Janie was determined to uncover the truth about her brother’s death. And, if she had to make a deal with the devil to untangle the lies and discover the true facts of what happened, then so be it.
The English Wife is a complex mystery with numerous surprises. There are many twisted players in this book, with their true natures, and intentions, well-hidden. Although this book is compelling and intriguing, I did find it confusing at times. All in all, though, it’s a great read.
Thank you, St. Martin’s Press and NetGalley, for my advanced review copy.
The English Wife is a new novel by Lauren Willig that takes us back in time to 1899. Annabelle Van Duyuil and her husband, Bayard (Bay) are holding a Twelfth Night Ball at their newly finished home Illyria. Later that evening, Bay is found stabbed to death in the folly and his sister, Janie catches a glimpse of Annabelle in the river. It is believed that Bay pushed Annabelle into the river and then killed himself. Annabelle’s body, though, is not found. There had been rumors swirling around society that Annabelle had been having an affair with the architect of Illyria. Janie does not believe the rumors and wants to discover what really happened that night at the ball. She knows that her mother would never hire a detective, so Janie seeks out assistance from reporter, James Burke. The pair delve into Annabelle and Bay’s lives seeking answers. The more Janie learns, the more she realizes how little she knew about her brother and his wife. Did one of their secrets get them killed? And why did Bay die with saying the name George?

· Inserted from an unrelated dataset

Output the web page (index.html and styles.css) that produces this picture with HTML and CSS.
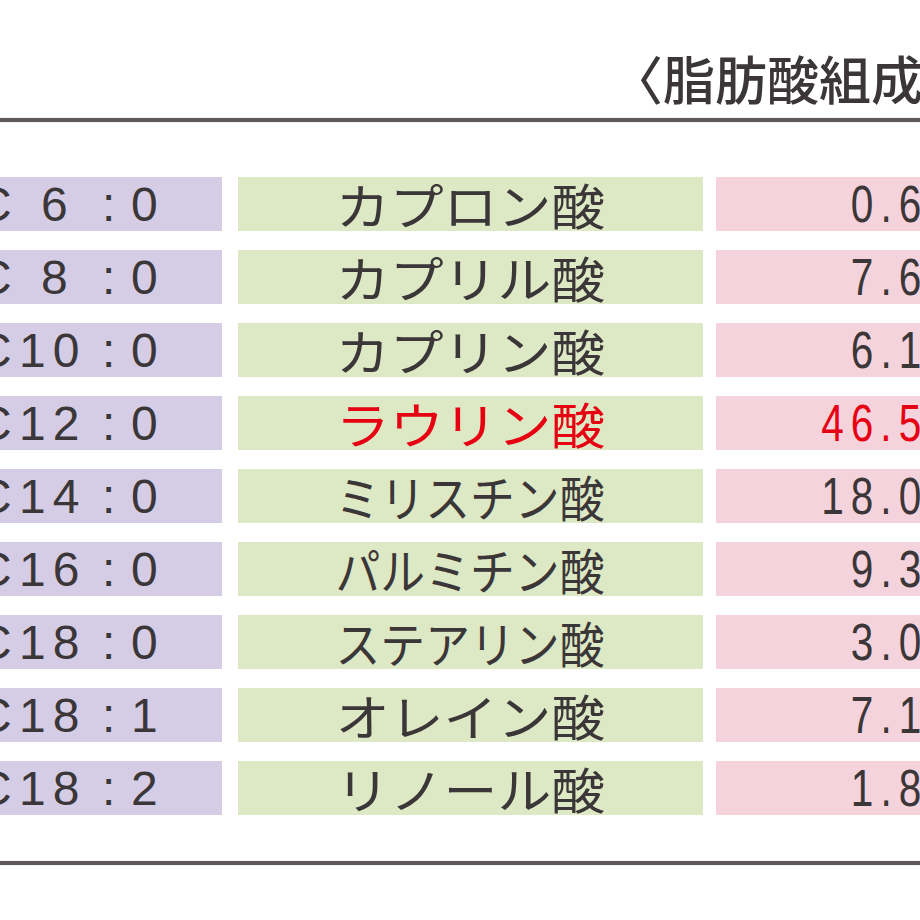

The English Wife sounded like such a great book. A Gilded Age story with scandals, secrets and murder. The final product, though, was like being stuck in rush hour traffic. You move forward very, very slowly. The pace was slow, and the dialogue was awkward. There were a couple of good sections, but they were few (and did not make up for the rest of the book). There are numerous characters (with very similar names) and background stories on each of them. The book is written with one chapter in present time and the next chapter takes you back when Bay met Georgie. There are detailed descriptions of homes (inside and out), clothing, art, and plays (many discussions on Shakespeare plays). The author did capture the lifestyle of the rich living in 1899. The only likeable character is the reporter, James Burke. I quickly tired of Janie (whiny) and her overbearing, dominating mother. The author should have given Janie a strong backbone and a curious nature. Instead, she retreats into the wallpaper (very much the wallflower). There is a lot of repetition in the book. The mystery plays out slowly over the course of the novel and the reveal is anticlimactic. The identity of the killer was no surprise. The ending was disappointing with many threads left dangling. The author was attempting to capture the era with the writing style, but it comes across as contrived. The connections to the play Twelfth Night are apparent (for those who have read or seen Shakespeare’s play). The English Wife had potential, but it was not achieved. I found it a tedious book to read and I want the hours I spent reading it back.
Who did it?
I voluntarily read an Advance Review Copy of this book. This book starts out with a murder of Bay and Annabelle, his wife, is a suspect even though she disappears. The book goes back and forth in time which can be confusing at times. The book is full of suspense, mystery and there are secrets along the way. It is a good book to read but it is a little long.